- GIVEN PROBLEM: Copy every line of the following data that includes the string "index".
^^^^^^^^^^^^^^^^
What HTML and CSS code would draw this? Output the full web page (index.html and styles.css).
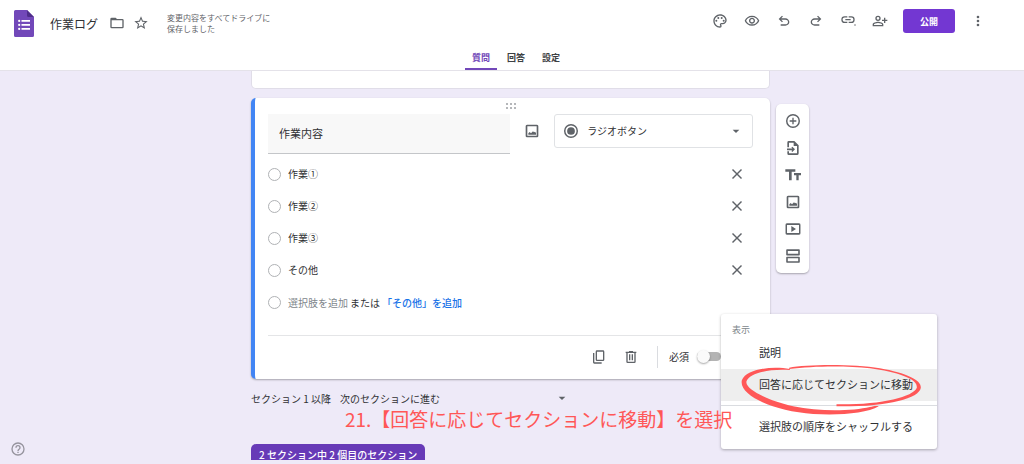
FILE: index.html
```html
<!DOCTYPE html>
<html lang="ja">
<head>
    <meta charset="UTF-8">
    <meta name="viewport" content="width=device-width, initial-scale=1.0">
    <title>作業ログ</title>
    <link rel="stylesheet" href="styles.css">
</head>
<body>
    <!-- Shared icons -->
    <svg class="sprite" aria-hidden="true">
        <symbol id="close" viewBox="0 0 24 24"><path d="M19.500 6L18 4.500l-6 6-6-6L4.500 6l6 6-6 6L6 19.500l6-6 6 6 1.500-1.500-6-6z"/></symbol>
        <symbol id="image" viewBox="0 0 24 24"><path d="M19 2.500H5A2.300 2.300 0 0 0 2.500 5v14A2.300 2.300 0 0 0 5 21.500h14a2.300 2.300 0 0 0 2.500-2.500V5A2.300 2.300 0 0 0 19 2.500zm0 16.500H5V5h14v14zM6.500 17.500v-2l2-2 2 2 3-3 1.500 1.500 1.500-1 1.500 2v2.500z"/></symbol>
        <symbol id="arrow" viewBox="0 0 24 24"><path d="M7 10l5 5 5-5z"/></symbol>
    </svg>

    <header class="header">
        <div class="topbar">
            <svg class="logo" viewBox="0 0 20 27">
                <path fill="#7248b9" d="M1.500 0H13l7 7v18.500a1.500 1.500 0 0 1-1.500 1.500h-17A1.500 1.500 0 0 1 0 25.500v-24A1.500 1.500 0 0 1 1.500 0z"/>
                <path fill="#4f2e8a" d="M13 0l7 7h-5.500A1.500 1.500 0 0 1 13 5.500z"/>
                <path fill="#fff" d="M7.500 10H16v1.700H7.500zM7.500 14H16v1.700H7.500zM7.500 18H16v1.700H7.500z"/>
                <circle fill="#fff" cx="5.200" cy="10.900" r="1.100"/>
                <circle fill="#fff" cx="5.200" cy="14.900" r="1.100"/>
                <circle fill="#fff" cx="5.200" cy="18.900" r="1.100"/>
            </svg>
            <h1 class="title">作業ログ</h1>
            <button class="icon-button folder" aria-label="移動">
                <svg viewBox="0 0 24 24"><path d="M20 6h-8l-2-2H4a2 2 0 0 0-2 2v12a2 2 0 0 0 2 2h16a2 2 0 0 0 2-2V8a2 2 0 0 0-2-2zm0 12H4V8h16v10z"/></svg>
            </button>
            <button class="icon-button" aria-label="スター">
                <svg viewBox="0 0 24 24"><path d="M22 9.240l-7.190-.620L12 2 9.190 8.630 2 9.240l5.460 4.730L5.820 21 12 17.270 18.180 21l-1.630-7.030L22 9.240zM12 15.400l-3.760 2.270 1-4.280-3.320-2.880 4.380-.380L12 6.100l1.710 4.040 4.380.380-3.320 2.880 1 4.280L12 15.400z"/></svg>
            </button>
            <p class="status">変更内容をすべてドライブに<br>保存しました</p>

            <div class="actions">
                <button class="icon-button" aria-label="テーマ">
                    <svg viewBox="0 0 24 24"><path d="M12 22C6.490 22 2 17.510 2 12S6.490 2 12 2s10 4.040 10 9c0 3.310-2.690 6-6 6h-1.770c-.280 0-.500.220-.500.500 0 .120.050.230.130.330.410.470.640 1.060.640 1.670A2.500 2.500 0 0 1 12 22zm0-18c-4.410 0-8 3.590-8 8s3.590 8 8 8c.280 0 .500-.220.500-.500a.540.540 0 0 0-.140-.350c-.410-.460-.630-1.050-.630-1.650a2.500 2.500 0 0 1 2.500-2.500H16c2.210 0 4-1.790 4-4 0-3.860-3.590-7-8-7z"/><circle cx="6.500" cy="11.500" r="1.500"/><circle cx="9.500" cy="7.500" r="1.500"/><circle cx="14.500" cy="7.500" r="1.500"/><circle cx="17.500" cy="11.500" r="1.500"/></svg>
                </button>
                <button class="icon-button" aria-label="プレビュー">
                    <svg viewBox="0 0 24 24"><path d="M12 6a9.770 9.770 0 0 1 8.820 5.500A9.770 9.770 0 0 1 12 17a9.770 9.770 0 0 1-8.820-5.500A9.770 9.770 0 0 1 12 6m0-2C7 4 2.730 7.110 1 11.500 2.730 15.890 7 19 12 19s9.270-3.110 11-7.500C21.270 7.110 17 4 12 4zm0 5a2.500 2.500 0 1 1 0 5 2.500 2.500 0 0 1 0-5m0-2c-2.480 0-4.500 2.020-4.500 4.500S9.520 16 12 16s4.500-2.020 4.500-4.500S14.480 7 12 7z"/></svg>
                </button>
                <button class="icon-button" aria-label="元に戻す">
                    <svg viewBox="0 0 24 24"><path d="M7 19v-2h7.100q1.575 0 2.737-1T18 13.500 16.837 11 14.100 10H7.800l2.600 2.600L9 14 4 9l5-5 1.400 1.400L7.800 8h6.300q2.425 0 4.163 1.575T20 13.500t-1.737 3.925T14.100 19z"/></svg>
                </button>
                <button class="icon-button" aria-label="やり直す">
                    <svg viewBox="0 0 24 24"><path d="M17 19v-2H9.900q-1.575 0-2.737-1T6 13.500 7.163 11 9.900 10h6.300l-2.600 2.600L15 14l5-5-5-5-1.400 1.400L16.200 8H9.900q-2.425 0-4.163 1.575T4 13.500t1.737 3.925T9.900 19z"/></svg>
                </button>
                <button class="icon-button" aria-label="リンクをコピー">
                    <svg viewBox="0 0 24 24"><path d="M3.900 10c0-1.710 1.390-3.100 3.100-3.100h4V5H7a5 5 0 0 0 0 10h4v-1.900H7A3.100 3.100 0 0 1 3.900 10zM8 11h8V9H8v2zm9-6h-4v1.900h4a3.100 3.100 0 0 1 0 6.200h-4V15h4a5 5 0 0 0 0-10z"/><circle cx="22.500" cy="18" r="1.100"/></svg>
                </button>
                <button class="icon-button" aria-label="共同編集者を追加">
                    <svg viewBox="0 0 24 24"><path d="M9 12a4 4 0 1 0 0-8 4 4 0 0 0 0 8zm0-6a2 2 0 1 1 0 4 2 2 0 0 1 0-4zm0 7c-2.670 0-8 1.340-8 4v3h16v-3c0-2.660-5.330-4-8-4zm6 5H3v-1c0-.640 3-2 6-2s6 1.360 6 2v1zm5-8V7h-2v3h-3v2h3v3h2v-3h3v-2z"/></svg>
                </button>
                <button class="publish">公開</button>
                <button class="icon-button" aria-label="その他のオプション">
                    <svg viewBox="0 0 24 24"><path d="M12 8a2 2 0 1 0 0-4 2 2 0 0 0 0 4zm0 2a2 2 0 1 0 0 4 2 2 0 0 0 0-4zm0 6a2 2 0 1 0 0 4 2 2 0 0 0 0-4z"/></svg>
                </button>
            </div>
        </div>
        <nav class="tabs">
            <a class="tab active" href="#questions">質問</a>
            <a class="tab" href="#responses">回答</a>
            <a class="tab" href="#settings">設定</a>
        </nav>
    </header>

    <main class="main">
        <div class="column">
            <div class="previous-card"></div>

            <section class="card" id="questions">
                <svg class="drag" viewBox="0 0 12 6">
                    <path d="M1 0h2v2H1zM5 0h2v2H5zM9 0h2v2H9zM1 4h2v2H1zM5 4h2v2H5zM9 4h2v2H9z"/>
                </svg>
                <div class="question">
                    <input class="question-title" type="text" value="作業内容" aria-label="質問">
                    <button class="icon-button" aria-label="画像を追加"><svg><use href="#image"/></svg></button>
                    <div class="type">
                        <svg viewBox="0 0 24 24"><path d="M12 1.500a10.500 10.500 0 1 0 0 21 10.500 10.500 0 0 0 0-21zm0 18.800a8.300 8.300 0 1 1 0-16.600 8.300 8.300 0 0 1 0 16.600z"/><circle cx="12" cy="12" r="5.800"/></svg>
                        <select class="type-select" aria-label="質問の種類">
                            <option>ラジオボタン</option>
                        </select>
                        <svg><use href="#arrow"/></svg>
                    </div>
                </div>

                <div class="options">
                    <div class="option">
                        <input class="radio" type="radio" name="work" aria-label="作業①">
                        <input class="option-text" type="text" value="作業①" aria-label="選択肢 1">
                        <button class="icon-button" aria-label="削除"><svg><use href="#close"/></svg></button>
                    </div>
                    <div class="option">
                        <input class="radio" type="radio" name="work" aria-label="作業②">
                        <input class="option-text" type="text" value="作業②" aria-label="選択肢 2">
                        <button class="icon-button" aria-label="削除"><svg><use href="#close"/></svg></button>
                    </div>
                    <div class="option">
                        <input class="radio" type="radio" name="work" aria-label="作業③">
                        <input class="option-text" type="text" value="作業③" aria-label="選択肢 3">
                        <button class="icon-button" aria-label="削除"><svg><use href="#close"/></svg></button>
                    </div>
                    <div class="option">
                        <input class="radio" type="radio" name="work" aria-label="その他">
                        <input class="option-text" type="text" value="その他" aria-label="選択肢 4">
                        <button class="icon-button" aria-label="削除"><svg><use href="#close"/></svg></button>
                    </div>
                    <div class="option">
                        <input class="radio" type="radio" name="work" aria-label="選択肢を追加">
                        <button class="add-option">選択肢を追加</button>
                        <span class="or">または</span>
                        <button class="add-other">「その他」を追加</button>
                    </div>
                </div>

                <div class="card-footer">
                    <button class="icon-button" aria-label="コピーを作成">
                        <svg viewBox="0 0 24 24"><path d="M9 18a2 2 0 0 1-2-2V4a2 2 0 0 1 2-2h9a2 2 0 0 1 2 2v12a2 2 0 0 1-2 2zm0-2h9V4H9zm-4 6a2 2 0 0 1-2-2V6h2v14h11v2z"/></svg>
                    </button>
                    <button class="icon-button" aria-label="削除">
                        <svg viewBox="0 0 24 24"><path d="M15 4V3H9v1H4v2h1v13a2 2 0 0 0 2 2h10a2 2 0 0 0 2-2V6h1V4h-5zm2 15H7V6h10v13zM9 8h2v9H9zm4 0h2v9h-2z"/></svg>
                    </button>
                    <label class="required">必須 <input class="switch" type="checkbox"></label>
                </div>

                <div class="menu">
                    <p class="menu-heading">表示</p>
                    <button class="menu-item">説明</button>
                    <button class="menu-item selected">回答に応じてセクションに移動</button>
                    <hr class="menu-line">
                    <button class="menu-item">選択肢の順序をシャッフルする</button>
                    <svg class="circle" viewBox="535 185 560 165">
                        <path d="M690 206C640 197 560 204 546 240C536 285 640 332 760 341C840 345 920 340 957 318C950 315 940 318 930 320C880 332 780 335 700 318C620 300 554 265 560 243C568 220 620 205 690 209Z"/>
                        <path d="M688 202C740 192 880 190 960 204C1040 218 1085 240 1083 262C1078 295 980 320 830 318L830 312C960 314 1060 290 1071 262C1075 235 1010 215 930 204C860 196 760 197 688 206Z"/>
                    </svg>
                </div>
                <p class="note">21.【回答に応じてセクションに移動】を選択</p>
            </section>

            <div class="after-section">
                <label for="next">セクション 1 以降</label>
                <select class="next-select" id="next">
                    <option>次のセクションに進む</option>
                </select>
                <svg><use href="#arrow"/></svg>
            </div>
            <div class="section-label">2 セクション中 2 個目のセクション</div>
        </div>

        <aside class="toolbar">
            <button class="icon-button" aria-label="質問を追加">
                <svg viewBox="0 0 24 24"><path d="M13 7h-2v4H7v2h4v4h2v-4h4v-2h-4V7zm-1-5.500a10.500 10.500 0 1 0 0 21 10.500 10.500 0 0 0 0-21zm0 18.800a8.300 8.300 0 1 1 0-16.600 8.300 8.300 0 0 1 0 16.600z"/></svg>
            </button>
            <button class="icon-button" aria-label="質問をインポート">
                <svg viewBox="0 0 24 24"><path d="M14 1.500H6A2.200 2.200 0 0 0 3.500 4v7H6V4h7v5h5v11H6v-3H3.500v3A2.200 2.200 0 0 0 6 22.500h12a2.300 2.300 0 0 0 2.500-2.500V8zM11 10l4 4-4 4-1.400-1.400 1.400-1.400H3v-2.400h8l-1.400-1.400z"/></svg>
            </button>
            <button class="icon-button" aria-label="タイトルと説明を追加">
                <svg viewBox="0 0 24 24"><path d="M.500 3.500V7H6v13h4V7h5.500V3.500zM24 9H13.500v3.200H17V20h3.500v-7.800H24z"/></svg>
            </button>
            <button class="icon-button" aria-label="画像を追加"><svg><use href="#image"/></svg></button>
            <button class="icon-button" aria-label="動画を追加">
                <svg viewBox="0 0 24 24"><path d="M9.500 7.500v9l7-4.500zM21 3.500H3A2.200 2.200 0 0 0 .800 6v12A2.200 2.200 0 0 0 3 20.500h18a2.200 2.200 0 0 0 2.200-2.500V6A2.200 2.200 0 0 0 21 3.500zM21 18H3V6h18v12z"/></svg>
            </button>
            <button class="icon-button" aria-label="セクションを追加">
                <svg viewBox="0 0 24 24"><path d="M3 2h18a1.200 1.200 0 0 1 1.200 1.200V10a1.200 1.200 0 0 1-1.200 1.200H3A1.200 1.200 0 0 1 1.800 10V3.200A1.200 1.200 0 0 1 3 2zm1.200 2.400v4.400h15.600V4.400zM3 13h18a1.200 1.200 0 0 1 1.200 1.200V21a1.200 1.200 0 0 1-1.200 1.200H3A1.200 1.200 0 0 1 1.800 21v-6.800A1.200 1.200 0 0 1 3 13zm1.200 2.400v4.400h15.600v-4.400z"/></svg>
            </button>
        </aside>
    </main>

    <button class="help" aria-label="ヘルプ">
        <svg viewBox="0 0 24 24"><path d="M11 18h2v-2h-2v2zm1-16a10 10 0 1 0 0 20 10 10 0 0 0 0-20zm0 18a8 8 0 1 1 0-16 8 8 0 0 1 0 16zm0-14a4 4 0 0 0-4 4h2a2 2 0 1 1 4 0c0 2-3 1.750-3 5h2c0-2.250 3-2.500 3-5a4 4 0 0 0-4-4z"/></svg>
    </button>
</body>
</html>
```
FILE: styles.css
```css
* {
    box-sizing: border-box;
}
body {
    margin: 0;
    height: 100vh;
    padding-bottom: 4px;
    display: flex;
    flex-direction: column;
    overflow: hidden;
    background-color: #eeeaf8;
    color: #303134;
    font-family: "Noto Sans CJK JP", sans-serif;
    font-size: 10px;
}
h1, p {
    margin: 0;
}
button, input, select {
    margin: 0;
    padding: 0;
    border: none;
    background: none;
    color: inherit;
    font: inherit;
}
button {
    cursor: pointer;
}
svg {
    display: block;
    flex: none;
    width: 16px;
    height: 16px;
    fill: #5f6368;
}
.sprite {
    position: absolute;
    width: 0;
    height: 0;
}
.icon-button {
    display: flex;
    flex: none;
    align-items: center;
    justify-content: center;
    width: 24px;
    height: 24px;
}

/* Header */
.header {
    flex: none;
    background-color: #fff;
    border-bottom: 1px solid #e4e2e9;
}
.topbar {
    display: flex;
    align-items: center;
    height: 46px;
    padding: 0 34px 0 14px;
}
.logo {
    width: 20px;
    height: 27px;
}
.title {
    margin-left: 16px;
    font-size: 12px;
    font-weight: 400;
}
.folder {
    margin-left: 7px;
}
.status {
    margin-left: 14px;
    color: #5f6368;
    font-size: 8px;
    line-height: 11px;
}
.actions {
    display: flex;
    align-items: center;
    gap: 8px;
    margin-left: auto;
    padding-bottom: 4px;
}
.publish {
    width: 52px;
    height: 24px;
    margin: 0 3px;
    border-radius: 3px;
    background-color: #7337d2;
    color: #fff;
    font-size: 9px;
    font-weight: 700;
}
.tabs {
    display: flex;
    justify-content: center;
    gap: 3px;
    padding-left: 8px;
}
.tab {
    width: 32px;
    height: 24px;
    border-bottom: 2px solid transparent;
    color: #3c4043;
    font-size: 9px;
    font-weight: 700;
    line-height: 24px;
    text-align: center;
    text-decoration: none;
}
.tab.active {
    border-color: #7248b9;
    color: #7248b9;
}

/* Form editor */
.main {
    flex: 1;
    min-height: 0;
    display: grid;
    grid-template-columns: 1fr minmax(0, 519px) 1fr;
    column-gap: 6px;
    padding-right: 3px;
    overflow: hidden;
}
.column {
    grid-column: 2;
}
.previous-card {
    height: 18px;
    margin-bottom: 9px;
    border: 1px solid #e0dde8;
    border-top: none;
    border-radius: 0 0 5px 5px;
    background-color: #fff;
}
.card {
    position: relative;
    padding: 5px 17px 0 13px;
    border-left: 4px solid #4285f4;
    border-radius: 5px;
    background-color: #fff;
    box-shadow: 0 1px 2px rgba(0, 0, 0, 0.3);
}
.drag {
    width: 12px;
    height: 6px;
    margin: 0 auto 5px;
    fill: #b5b7ba;
}
.question {
    display: flex;
    align-items: flex-start;
    gap: 10px;
}
.question .icon-button {
    height: 33px;
}
.question-title {
    flex: 1;
    min-width: 0;
    height: 40px;
    padding: 0 11px 2px;
    border-bottom: 1px solid #c4c6c9;
    background-color: #f8f8f8;
    font-size: 11px;
}
.type {
    display: flex;
    align-items: center;
    width: 41%;
    height: 34px;
    padding: 0 8px;
    border: 1px solid #e0e2e5;
    border-radius: 3px;
}
.type-select {
    flex: 1;
    min-width: 0;
    height: 20px;
    margin-left: 8px;
    padding-bottom: 2px;
    appearance: none;
}
.options {
    padding: 4px 4px 0 0;
}
.option {
    display: flex;
    align-items: center;
    height: 32px;
}
.radio {
    flex: none;
    width: 13px;
    height: 13px;
    border: 1px solid #b0b2b5;
    border-radius: 50%;
    appearance: none;
}
.option-text {
    flex: 1;
    min-width: 0;
    height: 20px;
    margin-left: 7px;
    padding-bottom: 2px;
}
.add-option {
    margin-left: 7px;
    color: #80868b;
}
.or {
    margin-left: 2px;
}
.add-other {
    margin-left: 2px;
    color: #1a73e8;
    font-weight: 500;
}
.card-footer {
    display: flex;
    align-items: center;
    justify-content: flex-end;
    gap: 8px;
    height: 44px;
    margin-top: 17px;
    padding: 0 32px 2px 0;
    border-top: 1px solid #e4e5e7;
}
.required {
    display: flex;
    align-items: center;
    gap: 8px;
    height: 22px;
    margin-left: 6px;
    padding-left: 11px;
    border-left: 1px solid #dadce0;
}
.switch {
    display: flex;
    align-items: center;
    width: 24px;
    height: 9px;
    border-radius: 5px;
    background-color: #b4b4b4;
    appearance: none;
}
.switch::before {
    content: "";
    width: 13px;
    height: 13px;
    border-radius: 50%;
    background-color: #fafafa;
    box-shadow: 0 1px 2px rgba(0, 0, 0, 0.35);
}

/* Menu opened over the card */
.menu {
    position: absolute;
    top: 216px;
    right: -167px;
    width: 216px;
    padding: 9px 0 6px;
    border-radius: 3px;
    background-color: #fff;
    box-shadow: 0 1px 3px rgba(0, 0, 0, 0.3);
}
.menu-heading {
    padding-left: 11px;
    color: #80868b;
    font-size: 9px;
    line-height: 14px;
}
.menu-item {
    display: block;
    width: 100%;
    height: 32px;
    padding: 0 0 2px 38px;
    font-size: 11px;
    text-align: left;
}
.menu-item.selected {
    background-color: #eee;
}
.menu-line {
    margin: 4px 0 5px;
    border: none;
    border-top: 1px solid #dadce0;
}
.circle {
    position: absolute;
    top: 48px;
    left: 17px;
    width: 187px;
    height: 55px;
    fill: #ff5757;
}
.note {
    position: absolute;
    top: 307px;
    left: 90px;
    color: #ff5757;
    font-size: 19px;
    font-weight: 400;
    line-height: 28px;
    white-space: nowrap;
}

.after-section {
    display: flex;
    align-items: center;
    height: 38px;
}
.next-select {
    width: 214px;
    margin-left: 9px;
    appearance: none;
}
.section-label {
    width: fit-content;
    margin-top: 27px;
    padding: 0 8px;
    border-radius: 5px 5px 0 0;
    background-color: #673ab7;
    color: #fff;
    font-weight: 500;
    line-height: 22px;
}
.toolbar {
    display: flex;
    flex-direction: column;
    align-items: center;
    align-self: start;
    gap: 3px;
    width: 33px;
    margin-top: 33px;
    padding: 5px 0;
    border-radius: 5px;
    background-color: #fff;
    box-shadow: 0 1px 2px rgba(0, 0, 0, 0.3);
}
.help {
    position: fixed;
    bottom: 7px;
    left: 10px;
}
.help svg {
    fill: #96949e;
}
```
^^^^^^^^^^^^^^^^
- SOLUTION TO THIS TASK:
What HTML and CSS code would draw this? Output the full web page (index.html and styles.css).
FILE: index.html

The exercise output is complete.